Provide the number of lines containing the word "html", and nothing else.

**Raw data:**
----------------------------------------

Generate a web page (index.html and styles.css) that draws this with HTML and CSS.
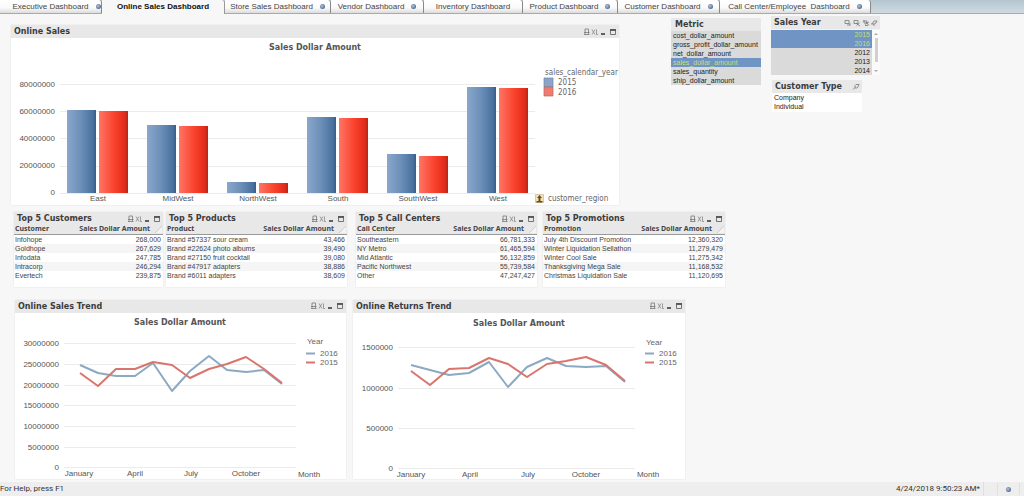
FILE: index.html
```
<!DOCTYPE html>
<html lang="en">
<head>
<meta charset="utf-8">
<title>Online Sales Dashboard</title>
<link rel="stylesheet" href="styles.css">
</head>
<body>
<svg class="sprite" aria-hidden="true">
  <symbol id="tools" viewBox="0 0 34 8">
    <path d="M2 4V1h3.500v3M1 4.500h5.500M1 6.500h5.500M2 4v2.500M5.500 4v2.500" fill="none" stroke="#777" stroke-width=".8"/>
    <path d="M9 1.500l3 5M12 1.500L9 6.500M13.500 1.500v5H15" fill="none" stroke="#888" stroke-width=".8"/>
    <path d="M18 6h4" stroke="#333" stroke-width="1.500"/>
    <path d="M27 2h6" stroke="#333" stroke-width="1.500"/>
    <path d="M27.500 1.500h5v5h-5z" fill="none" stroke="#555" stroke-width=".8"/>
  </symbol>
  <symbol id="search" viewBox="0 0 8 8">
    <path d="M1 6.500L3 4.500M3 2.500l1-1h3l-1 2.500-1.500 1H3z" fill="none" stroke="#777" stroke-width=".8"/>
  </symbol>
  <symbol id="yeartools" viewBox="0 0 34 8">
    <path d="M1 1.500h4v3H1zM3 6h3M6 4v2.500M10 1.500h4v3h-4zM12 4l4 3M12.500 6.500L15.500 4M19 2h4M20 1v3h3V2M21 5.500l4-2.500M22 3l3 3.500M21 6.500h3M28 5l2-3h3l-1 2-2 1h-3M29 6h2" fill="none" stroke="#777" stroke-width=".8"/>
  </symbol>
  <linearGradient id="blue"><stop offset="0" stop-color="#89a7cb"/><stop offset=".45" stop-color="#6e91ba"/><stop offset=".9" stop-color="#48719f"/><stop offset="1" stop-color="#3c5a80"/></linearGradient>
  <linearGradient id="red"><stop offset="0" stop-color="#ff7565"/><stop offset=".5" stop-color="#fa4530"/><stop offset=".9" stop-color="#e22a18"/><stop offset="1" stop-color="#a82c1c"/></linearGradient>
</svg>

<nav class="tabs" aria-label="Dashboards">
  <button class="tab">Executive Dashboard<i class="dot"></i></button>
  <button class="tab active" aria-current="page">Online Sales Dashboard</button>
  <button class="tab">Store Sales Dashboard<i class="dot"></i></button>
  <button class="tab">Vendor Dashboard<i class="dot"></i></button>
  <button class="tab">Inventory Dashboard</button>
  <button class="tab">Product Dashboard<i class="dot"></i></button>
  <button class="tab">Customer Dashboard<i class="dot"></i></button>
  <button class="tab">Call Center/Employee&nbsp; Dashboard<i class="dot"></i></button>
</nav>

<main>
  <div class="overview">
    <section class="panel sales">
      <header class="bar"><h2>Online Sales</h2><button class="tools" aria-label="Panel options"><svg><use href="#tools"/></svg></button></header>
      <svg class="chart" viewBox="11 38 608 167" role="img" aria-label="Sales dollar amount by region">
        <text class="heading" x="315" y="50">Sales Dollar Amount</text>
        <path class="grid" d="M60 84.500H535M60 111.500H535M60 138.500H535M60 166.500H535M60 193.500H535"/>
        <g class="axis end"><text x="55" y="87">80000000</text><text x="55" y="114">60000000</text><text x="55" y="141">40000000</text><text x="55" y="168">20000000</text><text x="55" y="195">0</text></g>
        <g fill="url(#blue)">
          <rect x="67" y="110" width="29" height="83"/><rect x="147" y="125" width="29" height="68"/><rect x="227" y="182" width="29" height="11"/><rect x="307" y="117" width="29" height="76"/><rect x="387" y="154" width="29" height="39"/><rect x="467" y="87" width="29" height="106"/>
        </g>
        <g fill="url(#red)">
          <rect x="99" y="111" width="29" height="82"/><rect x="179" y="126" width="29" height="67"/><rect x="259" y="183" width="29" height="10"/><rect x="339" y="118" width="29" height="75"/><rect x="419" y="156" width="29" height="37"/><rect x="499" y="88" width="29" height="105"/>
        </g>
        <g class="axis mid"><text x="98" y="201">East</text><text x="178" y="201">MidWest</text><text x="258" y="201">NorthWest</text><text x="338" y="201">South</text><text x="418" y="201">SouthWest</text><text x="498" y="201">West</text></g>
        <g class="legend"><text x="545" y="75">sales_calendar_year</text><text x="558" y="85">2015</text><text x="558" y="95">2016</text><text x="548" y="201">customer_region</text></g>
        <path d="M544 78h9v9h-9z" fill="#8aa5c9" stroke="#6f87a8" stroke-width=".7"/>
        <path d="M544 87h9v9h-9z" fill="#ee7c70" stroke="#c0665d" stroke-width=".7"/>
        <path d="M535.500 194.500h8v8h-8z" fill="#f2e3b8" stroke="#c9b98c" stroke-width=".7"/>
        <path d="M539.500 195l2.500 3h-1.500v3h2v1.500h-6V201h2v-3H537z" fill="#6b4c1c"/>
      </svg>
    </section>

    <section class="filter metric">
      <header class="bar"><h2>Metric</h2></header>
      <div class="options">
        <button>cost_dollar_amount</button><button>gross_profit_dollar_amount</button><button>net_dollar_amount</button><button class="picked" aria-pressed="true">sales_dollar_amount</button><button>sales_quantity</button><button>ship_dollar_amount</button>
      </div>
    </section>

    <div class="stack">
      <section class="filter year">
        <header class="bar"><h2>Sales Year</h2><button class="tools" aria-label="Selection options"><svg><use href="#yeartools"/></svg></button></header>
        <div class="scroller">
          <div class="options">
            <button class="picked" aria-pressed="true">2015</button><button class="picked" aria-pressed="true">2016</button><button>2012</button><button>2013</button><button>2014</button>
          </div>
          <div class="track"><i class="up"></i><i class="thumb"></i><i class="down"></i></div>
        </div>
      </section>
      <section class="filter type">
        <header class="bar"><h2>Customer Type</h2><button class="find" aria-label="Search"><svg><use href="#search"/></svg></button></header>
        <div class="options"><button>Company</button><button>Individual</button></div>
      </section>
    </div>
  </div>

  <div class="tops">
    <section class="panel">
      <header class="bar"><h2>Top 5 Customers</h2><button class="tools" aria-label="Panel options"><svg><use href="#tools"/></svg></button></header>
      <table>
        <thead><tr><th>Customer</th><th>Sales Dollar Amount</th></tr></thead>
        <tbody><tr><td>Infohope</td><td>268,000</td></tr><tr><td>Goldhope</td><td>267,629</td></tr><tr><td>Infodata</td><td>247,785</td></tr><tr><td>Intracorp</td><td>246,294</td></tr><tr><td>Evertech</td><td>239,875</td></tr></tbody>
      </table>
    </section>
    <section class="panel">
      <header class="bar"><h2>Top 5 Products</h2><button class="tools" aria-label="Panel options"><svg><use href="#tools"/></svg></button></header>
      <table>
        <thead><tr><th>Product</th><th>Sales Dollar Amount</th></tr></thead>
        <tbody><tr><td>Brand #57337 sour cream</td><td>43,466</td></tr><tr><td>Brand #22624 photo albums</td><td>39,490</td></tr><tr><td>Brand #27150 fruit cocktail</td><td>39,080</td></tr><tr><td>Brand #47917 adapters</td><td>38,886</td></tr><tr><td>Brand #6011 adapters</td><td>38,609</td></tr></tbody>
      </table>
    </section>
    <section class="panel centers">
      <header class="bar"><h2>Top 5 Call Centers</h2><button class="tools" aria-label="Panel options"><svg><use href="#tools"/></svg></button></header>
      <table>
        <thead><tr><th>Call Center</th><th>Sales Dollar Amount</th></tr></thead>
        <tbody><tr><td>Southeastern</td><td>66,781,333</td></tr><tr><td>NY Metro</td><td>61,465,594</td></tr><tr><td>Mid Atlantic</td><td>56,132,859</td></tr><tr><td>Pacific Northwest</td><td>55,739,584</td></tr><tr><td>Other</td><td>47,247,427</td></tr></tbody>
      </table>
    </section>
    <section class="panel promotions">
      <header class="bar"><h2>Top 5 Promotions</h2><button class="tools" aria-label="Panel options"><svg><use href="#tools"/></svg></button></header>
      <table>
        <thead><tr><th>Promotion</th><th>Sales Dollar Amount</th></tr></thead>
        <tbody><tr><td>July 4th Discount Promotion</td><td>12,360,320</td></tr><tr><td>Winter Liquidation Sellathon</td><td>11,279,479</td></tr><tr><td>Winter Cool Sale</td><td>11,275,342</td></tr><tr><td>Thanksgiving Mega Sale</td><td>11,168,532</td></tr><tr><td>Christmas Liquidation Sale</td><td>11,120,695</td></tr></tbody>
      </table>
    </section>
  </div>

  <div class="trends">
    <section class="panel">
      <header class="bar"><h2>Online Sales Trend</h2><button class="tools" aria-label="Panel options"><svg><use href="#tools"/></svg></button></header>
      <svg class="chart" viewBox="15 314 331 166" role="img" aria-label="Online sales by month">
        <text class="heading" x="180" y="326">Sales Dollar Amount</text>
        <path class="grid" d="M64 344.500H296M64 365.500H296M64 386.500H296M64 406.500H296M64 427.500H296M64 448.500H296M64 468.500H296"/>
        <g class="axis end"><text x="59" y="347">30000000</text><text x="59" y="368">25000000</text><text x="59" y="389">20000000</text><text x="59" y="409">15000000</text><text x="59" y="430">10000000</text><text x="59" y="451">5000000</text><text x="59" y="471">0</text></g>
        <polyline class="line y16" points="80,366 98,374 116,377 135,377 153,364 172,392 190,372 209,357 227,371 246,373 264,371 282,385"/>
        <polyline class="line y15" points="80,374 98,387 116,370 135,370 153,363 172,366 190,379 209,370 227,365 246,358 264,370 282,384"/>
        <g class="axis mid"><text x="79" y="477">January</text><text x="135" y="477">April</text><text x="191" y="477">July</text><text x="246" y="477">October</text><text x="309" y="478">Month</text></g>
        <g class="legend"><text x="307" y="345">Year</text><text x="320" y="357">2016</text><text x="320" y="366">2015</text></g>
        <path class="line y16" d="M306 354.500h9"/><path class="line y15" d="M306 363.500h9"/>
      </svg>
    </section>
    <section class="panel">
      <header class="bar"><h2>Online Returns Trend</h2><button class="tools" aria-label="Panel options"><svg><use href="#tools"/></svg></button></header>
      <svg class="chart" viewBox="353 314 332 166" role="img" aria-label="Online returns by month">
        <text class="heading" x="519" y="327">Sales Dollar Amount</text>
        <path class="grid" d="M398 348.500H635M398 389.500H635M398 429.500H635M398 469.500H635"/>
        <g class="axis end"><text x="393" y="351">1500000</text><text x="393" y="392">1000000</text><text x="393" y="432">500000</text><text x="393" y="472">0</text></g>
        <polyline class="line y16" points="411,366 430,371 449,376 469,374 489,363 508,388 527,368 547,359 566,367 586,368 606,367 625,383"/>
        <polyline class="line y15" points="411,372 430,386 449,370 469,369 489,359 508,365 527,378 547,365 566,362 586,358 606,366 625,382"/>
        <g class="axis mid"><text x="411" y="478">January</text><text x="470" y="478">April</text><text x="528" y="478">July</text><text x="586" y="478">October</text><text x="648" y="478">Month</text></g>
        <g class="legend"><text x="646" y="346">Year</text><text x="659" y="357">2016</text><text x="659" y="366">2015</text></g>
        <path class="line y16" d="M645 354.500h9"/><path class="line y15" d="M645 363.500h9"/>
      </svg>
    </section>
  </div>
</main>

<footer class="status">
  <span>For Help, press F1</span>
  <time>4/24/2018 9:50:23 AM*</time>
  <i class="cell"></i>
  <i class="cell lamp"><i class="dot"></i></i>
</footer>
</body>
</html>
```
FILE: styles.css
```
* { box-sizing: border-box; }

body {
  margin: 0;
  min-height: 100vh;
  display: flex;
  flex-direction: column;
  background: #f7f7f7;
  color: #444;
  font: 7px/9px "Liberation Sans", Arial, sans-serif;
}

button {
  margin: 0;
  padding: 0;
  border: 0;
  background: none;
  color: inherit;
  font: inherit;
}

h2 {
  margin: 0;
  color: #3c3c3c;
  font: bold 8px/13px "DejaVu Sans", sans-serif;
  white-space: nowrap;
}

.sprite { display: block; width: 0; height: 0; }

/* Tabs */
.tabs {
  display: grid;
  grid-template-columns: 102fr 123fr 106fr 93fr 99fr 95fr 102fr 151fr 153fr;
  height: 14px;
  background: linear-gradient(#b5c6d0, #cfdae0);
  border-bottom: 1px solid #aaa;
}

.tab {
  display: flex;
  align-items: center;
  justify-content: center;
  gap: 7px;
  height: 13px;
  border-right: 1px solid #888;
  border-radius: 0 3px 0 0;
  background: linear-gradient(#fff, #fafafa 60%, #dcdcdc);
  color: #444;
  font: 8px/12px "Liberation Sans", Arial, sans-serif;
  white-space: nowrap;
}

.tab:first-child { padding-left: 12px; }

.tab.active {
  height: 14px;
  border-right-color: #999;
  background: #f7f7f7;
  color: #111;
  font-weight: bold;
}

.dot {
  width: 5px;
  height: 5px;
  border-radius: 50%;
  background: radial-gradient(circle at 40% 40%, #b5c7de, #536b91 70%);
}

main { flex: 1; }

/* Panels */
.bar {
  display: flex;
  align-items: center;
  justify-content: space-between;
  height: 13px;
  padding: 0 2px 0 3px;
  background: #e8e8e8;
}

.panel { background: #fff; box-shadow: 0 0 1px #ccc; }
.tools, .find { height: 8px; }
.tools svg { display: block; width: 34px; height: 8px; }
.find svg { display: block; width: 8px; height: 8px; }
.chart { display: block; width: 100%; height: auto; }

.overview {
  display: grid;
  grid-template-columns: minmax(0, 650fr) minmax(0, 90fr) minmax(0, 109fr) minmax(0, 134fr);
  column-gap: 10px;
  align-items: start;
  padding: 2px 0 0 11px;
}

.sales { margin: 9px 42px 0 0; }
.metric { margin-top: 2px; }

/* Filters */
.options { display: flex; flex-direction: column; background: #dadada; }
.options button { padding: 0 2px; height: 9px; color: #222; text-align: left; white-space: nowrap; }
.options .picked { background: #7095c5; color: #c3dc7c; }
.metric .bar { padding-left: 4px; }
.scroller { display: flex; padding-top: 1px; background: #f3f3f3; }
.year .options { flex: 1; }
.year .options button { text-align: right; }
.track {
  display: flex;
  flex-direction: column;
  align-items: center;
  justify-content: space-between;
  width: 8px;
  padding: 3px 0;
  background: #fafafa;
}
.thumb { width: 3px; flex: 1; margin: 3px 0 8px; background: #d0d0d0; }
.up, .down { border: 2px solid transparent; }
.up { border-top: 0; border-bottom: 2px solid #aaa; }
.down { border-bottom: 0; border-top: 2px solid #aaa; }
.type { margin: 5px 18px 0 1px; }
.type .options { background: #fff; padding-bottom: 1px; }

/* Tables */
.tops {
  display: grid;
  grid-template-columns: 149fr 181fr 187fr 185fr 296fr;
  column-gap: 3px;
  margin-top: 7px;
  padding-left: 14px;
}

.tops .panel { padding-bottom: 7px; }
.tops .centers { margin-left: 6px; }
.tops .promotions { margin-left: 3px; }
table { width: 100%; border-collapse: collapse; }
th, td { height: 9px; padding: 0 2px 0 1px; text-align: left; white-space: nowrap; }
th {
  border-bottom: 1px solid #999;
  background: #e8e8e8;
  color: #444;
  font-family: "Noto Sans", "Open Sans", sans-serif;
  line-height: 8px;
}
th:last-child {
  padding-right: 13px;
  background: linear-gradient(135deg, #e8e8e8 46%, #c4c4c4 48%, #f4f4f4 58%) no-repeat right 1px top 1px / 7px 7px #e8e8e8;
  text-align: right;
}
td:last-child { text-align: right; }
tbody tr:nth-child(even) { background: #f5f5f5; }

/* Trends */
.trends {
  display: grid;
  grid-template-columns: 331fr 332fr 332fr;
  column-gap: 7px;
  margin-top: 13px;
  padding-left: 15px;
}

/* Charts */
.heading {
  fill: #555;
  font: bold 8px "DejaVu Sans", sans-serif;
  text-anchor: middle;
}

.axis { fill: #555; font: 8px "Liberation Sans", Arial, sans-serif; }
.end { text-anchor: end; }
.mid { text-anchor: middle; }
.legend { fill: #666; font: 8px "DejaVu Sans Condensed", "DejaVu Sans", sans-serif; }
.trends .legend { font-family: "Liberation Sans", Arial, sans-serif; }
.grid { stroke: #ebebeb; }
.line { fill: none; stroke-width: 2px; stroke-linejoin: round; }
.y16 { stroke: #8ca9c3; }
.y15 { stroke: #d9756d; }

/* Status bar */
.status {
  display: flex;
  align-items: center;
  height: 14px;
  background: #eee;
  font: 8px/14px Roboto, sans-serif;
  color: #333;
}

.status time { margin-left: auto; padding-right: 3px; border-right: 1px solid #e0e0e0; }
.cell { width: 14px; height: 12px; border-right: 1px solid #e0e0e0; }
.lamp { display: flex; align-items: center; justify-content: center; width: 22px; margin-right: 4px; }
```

----------------------------------------

**Solution:** 5